- From: Ryan Sleevi <ryan-ietf@sleevi.com>
- Date: Sun, 15 Aug 2021 21:33:05 -0400
- To: Martin Thomson <mt@lowentropy.net>
- Cc: ietf-http-wg@w3.org
- Message-ID: <CAErg=HF_m5OtgS0cHfQBntjta-_LPs1SPSyALj0dhhxnueTq7g@mail.gmail.com>
On Sun, Aug 15, 2021 at 7:59 PM Martin Thomson <mt@lowentropy.net> wrote: > Rather than .well-known, would it help to negotiate a tracing endpoint for > a request? I don’t see why it would help? Isn’t this assuming the subsequent request will be negotiated over the same transport connection, which is not something guaranteed by any modern browser? The approach suggested would suffer similar issues as, say, SDCH. For example, imagine two parallel requests started on a single transport connection. The first request establishes an alt-svc mapping, which lead the browser to prime connecting to that alt svc. The second request establishes/negotiates the Link Rel you just mentioned. However, the fetch of the link rel/well known then happens on that newly established connection. Meanwhile, the original connection may end up getting reused for subsequent queued requests (e.g. due to biases towards InitCwnd), or might round robin through the original and alt-svc as requests are being satisfied. Nothing prohibits this today, and there are already a host of timing interactions in implementations of fetch() due to origin-wide policies/behaviours that get configured/associated with individual requests, that it’s not… unlikely. Now, it’s possible that you’re suggesting the browser take special action on encountering such relationships, beyond simply making it observable (e.g. to JS/extensions).
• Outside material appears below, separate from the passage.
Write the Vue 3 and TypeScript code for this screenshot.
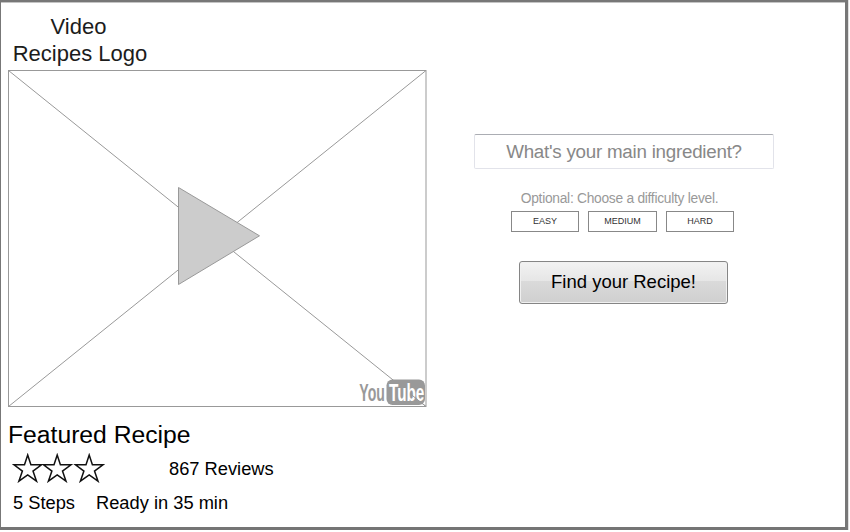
<script setup lang="ts">
import { ref } from 'vue'

const ingredient = ref<string>('')
const levels: string[] = ['EASY', 'MEDIUM', 'HARD']
const stars: number[] = [14, 43.5, 75.5]
</script>

<template>
  <main class="page">
    <section class="featured">
      <h1 class="logo"><span class="first">Video</span>Recipes Logo</h1>
      <svg class="video" width="419" height="337" viewBox="0 0 419 337">
        <rect class="line" x="0.5" y="0.5" width="417.5" height="336" />
        <path class="line" d="M0.5 0.5L418 336.5M418 0.5L0.5 336.5" />
        <path class="play" d="M170.5 117.5L251.5 165.8L170.5 214.5Z" />
        <rect class="badge" x="378.5" y="309.5" width="38.5" height="25.5" rx="6" />
        <text class="you" transform="translate(351.3 330.5) scale(.6 1)">You</text>
        <text class="tube" transform="translate(381 330.5) scale(.65 1)">Tube</text>
        <path class="line" d="M402 323.6L418 336.5" />
      </svg>
      <h2 class="title">Featured Recipe</h2>
      <div class="rating">
        <svg class="stars" width="110" height="30" viewBox="0 0 110 30">
          <path
            v-for="x in stars"
            :key="x"
            :transform="`translate(${x} 1)`"
            d="M13.7 1L16.9 10.8H27.5L19 17.1L22.5 27.2L13.7 21L4.9 27.2L8.4 17.1L0 10.8H10.5Z"
          />
        </svg>
        <span class="reviews">867 Reviews</span>
      </div>
      <div class="facts"><span>5 Steps</span><span>Ready in 35 min</span></div>
    </section>
    <form class="search" @submit.prevent>
      <input v-model="ingredient" class="ingredient" type="text" placeholder="What's your main ingredient?" />
      <p class="hint">Optional: Choose a difficulty level.</p>
      <div class="levels">
        <button v-for="level in levels" :key="level" type="button" class="level">{{ level }}</button>
      </div>
      <button class="find" type="submit">Find your Recipe!</button>
    </form>
  </main>
</template>

<style>
body {
  background: #fff;
}
</style>

<style scoped>
.page {
  box-sizing: border-box;
  width: 848px;
  height: 530px;
  border: solid #777;
  border-width: 2px 3px 3px 1px;
  border-bottom-color: #757575;
  box-shadow: inset 0 1px #c4c4c4, 0 0 0 1px #e0e0e0;
  display: flex;
  font-family: "Liberation Sans", Arial, sans-serif;
  color: #000;
}
h1, h2, p {
  margin: 0;
  font-weight: 400;
}
.featured {
  width: 419px;
  padding: 11px 0 0 7px;
  display: flex;
  flex-direction: column;
}
.logo {
  width: 144px;
  height: 57px;
  font-size: 22px;
  line-height: 27px;
  text-align: center;
  color: #1c1c1c;
}
.first {
  display: block;
  padding-right: 3px;
}
.video {
  display: block;
  flex: none;
}
.line {
  fill: none;
  stroke: #999;
}
.play {
  fill: #ccc;
  stroke: #999;
}
.badge {
  fill: #999;
}
.you, .tube {
  font-family: "Liberation Sans", Arial, sans-serif;
  font-size: 23.5px;
  font-weight: 700;
  fill: #999;
}
.tube {
  fill: #fff;
}
.title {
  margin-top: 13px;
  font-size: 24.7px;
  line-height: 30px;
}
.rating {
  display: flex;
  align-items: center;
  height: 34px;
}
.stars {
  flex: none;
  margin: 2px 0 0 -8px;
  fill: #fff;
  stroke: #111;
  stroke-width: 1.5;
}
.reviews {
  margin: 4px 0 0 59px;
  font-size: 18.3px;
}
.facts {
  display: flex;
  gap: 21px;
  padding: 2px 0 0 5px;
  font-size: 18.3px;
  line-height: 34px;
}
.search {
  width: 300px;
  margin-left: 47px;
  padding-top: 132px;
  display: flex;
  flex-direction: column;
  align-items: center;
}
.ingredient {
  box-sizing: border-box;
  width: 300px;
  height: 35px;
  padding: 0;
  border: 1px solid #e2e3ea;
  border-top-color: #abadb3;
  border-radius: 2px;
  background: #fff;
  font: 18.8px "Liberation Sans", Arial, sans-serif;
  letter-spacing: -0.25px;
  text-align: center;
  color: #888;
}
.ingredient::placeholder {
  color: #888;
  opacity: 1;
}
.hint {
  margin: 21px 9px 0 0;
  font-size: 13.8px;
  letter-spacing: -0.28px;
  line-height: 18px;
  color: #999;
}
.levels {
  display: flex;
  gap: 9px;
  margin: 3px 3px 0 0;
}
.level {
  box-sizing: border-box;
  width: 68.6px;
  height: 21px;
  padding: 0 0 1px;
  border: 1px solid #888;
  background: #fff;
  font: 9px "Liberation Sans", Arial, sans-serif;
  color: #333;
}
.find {
  box-sizing: border-box;
  width: 209px;
  height: 43px;
  margin: 29px 1px 0 0;
  padding: 0 0 1px;
  border: 1px solid #858585;
  border-radius: 3px;
  background: linear-gradient(#f2f2f2, #e6e6e6 46%, #dadada 47%, #cfcfcf);
  box-shadow: inset 0 0 0 1px #f0f0f0;
  font: 18.5px "Liberation Sans", Arial, sans-serif;
  color: #000;
}
</style>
If that was the intent, then I think we’re in agreement - that is, that browser networking stacks would have to be especially aware of this work, and have special behavior to handle it, for this to be predictably useful in browsers. That’s not at all an argument against this work, but rather, an expression that modern browser networking is complex enough that you don’t get things free and easy, whether directly or through extensions: it has to be designed in and intertwined with every other feature.